Today, friendship and politics are most commonly viewed as distinct and mutually opposed concerns. Politics tends to be seen as general and impersonal, to do with power and hierarchy. Friendship, by contrast, is conceived as particular and intimate, relating to equality and fraternity.

Ancient Greek and Roman thought tended to bring the two together, locating friendship as the moral foundation of the political. But is this view sound? Ought not Friendship to be dismissed by moderns as primitive, inefficient, nepotistic (Freud)? Or ought it to be promoted as a vital moral constraint on power and the consuming egotism of rulers (Plutarch and others)?

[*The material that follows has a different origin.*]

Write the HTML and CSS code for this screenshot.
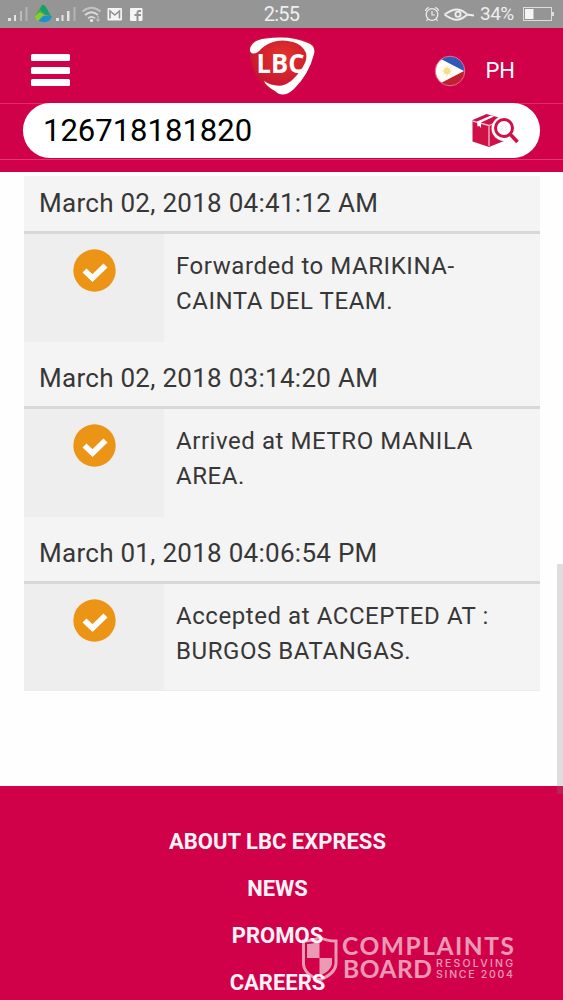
FILE: index.html
```html
<!DOCTYPE html>
<html lang="en">
<head>
    <meta charset="UTF-8" />
    <meta name="viewport" content="width=device-width, initial-scale=1.0" />
    <title>LBC Express - Track</title>
    <link rel="stylesheet" href="styles.css">
</head>
<body>
    <!-- Phone status bar -->
    <div class="status-bar">
        <svg class="status-left" width="150" height="28" viewBox="0 0 150 28">
            <g fill="#e4e4e4">
                <rect x="8" y="18" width="3" height="3"/>
                <rect x="14" y="15" width="2" height="6"/>
                <rect x="20" y="11" width="2" height="10" opacity=".5"/>
                <rect x="25.500" y="7" width="2" height="14" opacity=".4"/>
                <rect x="56" y="18" width="3" height="3"/>
                <rect x="61.500" y="15" width="2" height="6"/>
                <rect x="67" y="11" width="2.500" height="10"/>
                <rect x="73.500" y="7" width="2" height="14" opacity=".4"/>
            </g>
            <path d="M42 5Q45 4 46 8L43 13L38 20Q34 19 35 16Z" fill="#35b44a"/>
            <path d="M42 5Q45 5 47 9L51 16L45 15L40 9Z" fill="#17a06d"/>
            <path d="M35 17L39 13L44 16L52 16Q51 21 46 22Q38 23 35 17Z" fill="#1e91c8"/>
            <path d="M35 16Q35 20 38 21L44 15L40 12Z" fill="#8ccb2e"/>
            <g fill="none" stroke="#dcdcdc" stroke-width="1.700">
                <path d="M82.500 11.500Q91.500 4 100.500 11.500" opacity=".65"/>
                <path d="M85 15Q91.500 9.500 98 15"/>
                <path d="M88 18.300Q91.500 15.300 95 18.300"/>
            </g>
            <circle cx="91.500" cy="20.500" r="1.600" fill="#eee"/>
            <path d="M98 16V21M96.500 19.500L98 21.300L99.500 19.500" stroke="#ccc" fill="none"/>
            <rect x="107.500" y="8" width="14.500" height="12.500" rx="1" fill="#f5f5f5"/>
            <path d="M110 18.500V11L114.800 15L119.500 11V18.500" fill="none" stroke="#929292" stroke-width="1.600"/>
            <rect x="130" y="8" width="12.500" height="13" rx="1" fill="#f5f5f5"/>
            <path d="M137.500 21V12.800Q137.500 11 139.300 11H141M134.500 15H141" fill="none" stroke="#929292" stroke-width="2"/>
        </svg>
        <span class="clock">2:55</span>
        <div class="status-right">
            <svg width="52" height="28" viewBox="0 0 52 28" fill="none" stroke="#ededed">
                <circle cx="8" cy="14.500" r="5.800" stroke-width="1.300"/>
                <path d="M8 11V15H11M1.500 11Q2 8 5 7.500M11 7.500Q14 8 14.500 11M4 19L2.500 21M12 19L13.500 21" stroke-width="1.200"/>
                <path d="M20.500 14.500Q28 9.300 33 9.500Q39 10 43 14.500L50 15.500M20.500 14.500Q28 20 33 19.800Q39 19 43 14.500" stroke-width="1.900"/>
                <circle cx="34" cy="14.300" r="2.600" stroke-width="1.800"/>
            </svg>
            <span class="percent">34%</span>
            <svg width="34" height="28" viewBox="0 0 34 28">
                <rect x="3.500" y="7.500" width="28" height="13" fill="none" stroke="#ddd"/>
                <rect x="5" y="9" width="8.500" height="10" fill="#f4f4f4"/>
                <rect x="32" y="12" width="2" height="4" fill="#ddd"/>
            </svg>
        </div>
    </div>

    <!-- Site header -->
    <header class="navbar">
        <button class="menu-button" aria-label="Menu">
            <span></span>
            <span></span>
            <span></span>
        </button>
        <svg class="logo" width="72" height="62" viewBox="0 0 72 62">
            <defs>
                <radialGradient id="logoRed" cx=".52" cy=".35" r=".6">
                    <stop offset="0" stop-color="#e5352c"/>
                    <stop offset=".6" stop-color="#d0202e"/>
                    <stop offset="1" stop-color="#c40f38"/>
                </radialGradient>
            </defs>
            <path d="M3 16Q2 7 12 4Q35 -1 62 6Q71 9 68 19Q60 48 42 57Q34 62 26 57Q7 46 3 16Z" fill="url(#logoRed)"/>
            <path d="M4 14Q6 5 20 3.500Q45 0 62 8Q70 11 68 19Q63 39 48 54Q37 64 29 56Q20 51 18 46Q26 51.500 36 50.500Q46 48 54 36Q62 26 60 18Q57 10 47 7Q38 4.500 31 6Q21 8 15 14Q10 20 5.500 18Q3.500 17 4 14Z" fill="#fff"/>
            <text class="logo-text" x="10.500" y="38" textLength="48" lengthAdjust="spacingAndGlyphs">LBC</text>
        </svg>
        <div class="country">
            <svg width="32" height="32" viewBox="0 0 32 32">
                <defs>
                    <clipPath id="flagClip"><circle cx="16" cy="16" r="14.500"/></clipPath>
                </defs>
                <g clip-path="url(#flagClip)">
                    <rect width="32" height="16" fill="#3159b8"/>
                    <rect y="16" width="32" height="16" fill="#c21f32"/>
                    <path d="M0 0L5 3L30 16L5 29L0 32Z" fill="#fffdf6"/>
                </g>
                <circle cx="13" cy="16" r="3" fill="#f7d567"/>
                <path d="M13 11V21M8 16H18M9.500 12.500L16.500 19.500M16.500 12.500L9.500 19.500" stroke="#f7df94"/>
                <circle cx="16" cy="16" r="14.800" fill="none" stroke="#dc7593" stroke-width="1"/>
            </svg>
            <span>PH</span>
        </div>
    </header>

    <div class="search-bar">
        <div class="search-box">
            <span class="tracking-number">126718181820</span>
            <svg width="50" height="36" viewBox="0 0 50 36">
                <path d="M1.500 7L15.500 1L33 6V28L18 34L1.500 28.500Z" fill="#cf1049"/>
                <path d="M1.500 8L18 12.500L32 7M18 12.500V33" fill="none" stroke="#f6b9ca" stroke-width="1.300"/>
                <path d="M6 8.500L20 2.500L23 3.500L10 9.500V15L8.300 13L6.500 13.500Z" fill="#fff"/>
                <circle cx="33" cy="15.500" r="12.500" fill="#fff"/>
                <circle cx="33" cy="15" r="8.500" fill="#fff" stroke="#cf1049" stroke-width="3"/>
                <path d="M39.500 21.500L46.500 29" stroke="#cf1049" stroke-width="3.600"/>
            </svg>
        </div>
    </div>

    <!-- Tracking history -->
    <main class="history">
        <section class="event">
            <h2>March 02, 2018 04:41:12 AM</h2>
            <div class="event-row">
                <div class="event-icon">
                    <svg width="43" height="43" viewBox="0 0 43 43">
                        <circle cx="21.500" cy="21.500" r="21.200" fill="#ec9415"/>
                        <path d="M11.500 21.500L19.500 29L32.500 16.500" fill="none" stroke="#fff" stroke-width="5.800"/>
                    </svg>
                </div>
                <p>Forwarded to MARIKINA-<br>CAINTA DEL TEAM.</p>
            </div>
        </section>
        <section class="event">
            <h2>March 02, 2018 03:14:20 AM</h2>
            <div class="event-row">
                <div class="event-icon">
                    <svg width="43" height="43" viewBox="0 0 43 43">
                        <circle cx="21.500" cy="21.500" r="21.200" fill="#ec9415"/>
                        <path d="M11.500 21.500L19.500 29L32.500 16.500" fill="none" stroke="#fff" stroke-width="5.800"/>
                    </svg>
                </div>
                <p>Arrived at METRO MANILA<br>AREA.</p>
            </div>
        </section>
        <section class="event">
            <h2>March 01, 2018 04:06:54 PM</h2>
            <div class="event-row">
                <div class="event-icon">
                    <svg width="43" height="43" viewBox="0 0 43 43">
                        <circle cx="21.500" cy="21.500" r="21.200" fill="#ec9415"/>
                        <path d="M11.500 21.500L19.500 29L32.500 16.500" fill="none" stroke="#fff" stroke-width="5.800"/>
                    </svg>
                </div>
                <p>Accepted at ACCEPTED AT :<br>BURGOS BATANGAS.</p>
            </div>
        </section>
    </main>

    <footer class="footer">
        <a>ABOUT LBC EXPRESS</a>
        <a>NEWS</a>
        <a>PROMOS</a>
        <a>CAREERS</a>
    </footer>

    <div class="scroll-thumb"></div>

    <!-- Watermark -->
    <svg class="watermark" width="220" height="65" viewBox="0 -10 220 65">
        <path d="M2.500 6Q11 6 18.500 2.500Q26 6 35 6V29Q34 39 18.500 45Q3 39 2.500 29Z" fill="none" stroke="#fff" stroke-width="3"/>
        <path d="M18.500 6V23H6V9Q13 9 18.500 6ZM18.500 23H31V29Q30 36 18.500 41Z" fill="#fff"/>
        <g class="watermark-text">
            <text x="41" y="20" font-size="24.500" textLength="172">COMPLAINTS</text>
            <text x="42" y="42.500" font-size="24.500" textLength="89">BOARD</text>
            <g class="watermark-small">
                <text x="135" y="32" textLength="77">RESOLVING</text>
                <text x="135" y="42.500" textLength="77">SINCE 2004</text>
            </g>
        </g>
    </svg>
</body>
</html>
```
FILE: styles.css
```css
body {
    margin: 0;
    height: 1000px;
    overflow: hidden;
    position: relative;
    display: flex;
    flex-direction: column;
    background: #fefefe;
    color: #373737;
    font-family: Roboto, "Liberation Sans", sans-serif;
}

/* Status bar */
.status-bar {
    height: 28px;
    flex-shrink: 0;
    display: grid;
    grid-template-columns: 1fr 40px 1fr;
    background: #959595;
    color: #efefef;
}

.clock {
    font-size: 20px;
    line-height: 29px;
    letter-spacing: -0.8px;
    text-align: center;
    white-space: nowrap;
}

.status-right {
    display: flex;
    justify-content: flex-end;
    padding-right: 9px;
}

.percent {
    width: 40px;
    margin-left: 4px;
    font-size: 19px;
    line-height: 28px;
    letter-spacing: -0.5px;
    white-space: nowrap;
}

/* Header */
.navbar {
    height: 75px;
    flex-shrink: 0;
    box-sizing: border-box;
    display: grid;
    grid-template-columns: 1fr 72px 1fr;
    background: #d00049;
}

.menu-button {
    width: 39px;
    height: 32px;
    margin: 26px 0 0 31px;
    padding: 0;
    border: none;
    background: none;
    display: flex;
    flex-direction: column;
    justify-content: space-between;
}

.menu-button span {
    width: 100%;
    height: 7px;
    border-radius: 1.5px;
    background: #fff;
}

.logo {
    margin-top: 7px;
}

.logo-text {
    font: bold 26px "Open Sans", sans-serif;
    fill: #fff;
}

.country {
    display: flex;
    align-items: center;
    justify-content: flex-end;
    gap: 19px;
    padding: 10px 48px 0 0;
    color: #fff;
    font-size: 22px;
}

.search-bar {
    height: 69px;
    flex-shrink: 0;
    box-sizing: border-box;
    padding: 0 23px;
    background: linear-gradient(#dd2d61 1px, #d00049 1px 56px, #df3a6c 56px 57px, #d00049 57px);
}

.search-box {
    height: 55px;
    box-sizing: border-box;
    padding: 0 19px 0 20px;
    border-radius: 27px;
    background: #fff;
    display: flex;
    align-items: center;
    justify-content: space-between;
}

.tracking-number {
    color: #000;
    font-size: 31px;
}

/* Tracking history */
.history {
    flex-shrink: 0;
    margin: 4px 23px 0 24px;
    background: #f4f4f4;
    border-bottom: 1px solid #ececec;
}

.event h2 {
    height: 55px;
    margin: 0;
    padding-left: 15px;
    border-bottom: 3px solid #d8d8d8;
    font-size: 26px;
    font-weight: normal;
    line-height: 54px;
    letter-spacing: 0.28px;
}

.event + .event h2 {
    padding-top: 9px;
}

.event-row {
    height: 108px;
    display: flex;
}

.event:last-child .event-row {
    height: 106px;
}

.event-icon {
    width: 140px;
    padding-top: 15px;
    box-sizing: border-box;
    text-align: center;
    background: #eee;
}

.event p {
    margin: 0;
    padding: 15px 0 0 12px;
    font-size: 24px;
    line-height: 34.5px;
    letter-spacing: 0.56px;
}

/* Footer */
.footer {
    flex: 1;
    margin-top: 95px;
    padding-top: 32px;
    box-sizing: border-box;
    display: flex;
    flex-direction: column;
    align-items: center;
    background: #d00049;
    color: #fff3f8;
}

.footer a {
    height: 47px;
    flex-shrink: 0;
    font-size: 22px;
    font-weight: bold;
    line-height: 47px;
    margin-right: 8px;
}

.scroll-thumb {
    position: absolute;
    top: 564px;
    right: 0;
    width: 6px;
    height: 230px;
    background: rgba(128, 128, 128, 0.25);
}

.watermark {
    position: absolute;
    left: 301px;
    top: 925px;
    opacity: 0.6;
}

.watermark-text {
    fill: #fff;
    font-family: Lato, sans-serif;
    font-weight: bold;
}

.watermark-small {
    font-family: Inter, sans-serif;
    font-size: 10.5px;
    font-weight: 500;
}
```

The contributors seek to answer these questions, directly and indirectly, by supplying:

  • analyses of the concept
  • critical reconstructions of some crucial modern accounts (Kierkegaard, Arendt and Schmitt)
  • concrete accounts of the actual play of friendship both within and between states.
Preston King, a political philosopher, has held chairs at the University of Nairobi, the University of New South Wales (Sydney), and Lancaster University. He is a visiting professor in the Leadership Center at Morehouse College (Atlanta), and in the philosophy department at the University of East Anglia (UK). He is the author of such books as Fear of Power, The Ideology of Order, Toleration, Federalism and Federation, along with Thinking Past A Problem: Essays on the History of Ideas (2000). He is the founder and co-editor of CRISPP (Critical Review of International Social and Political Philosophy). With H. Devere, he co-edited (2000) The Challenge to Friendship in Modernity.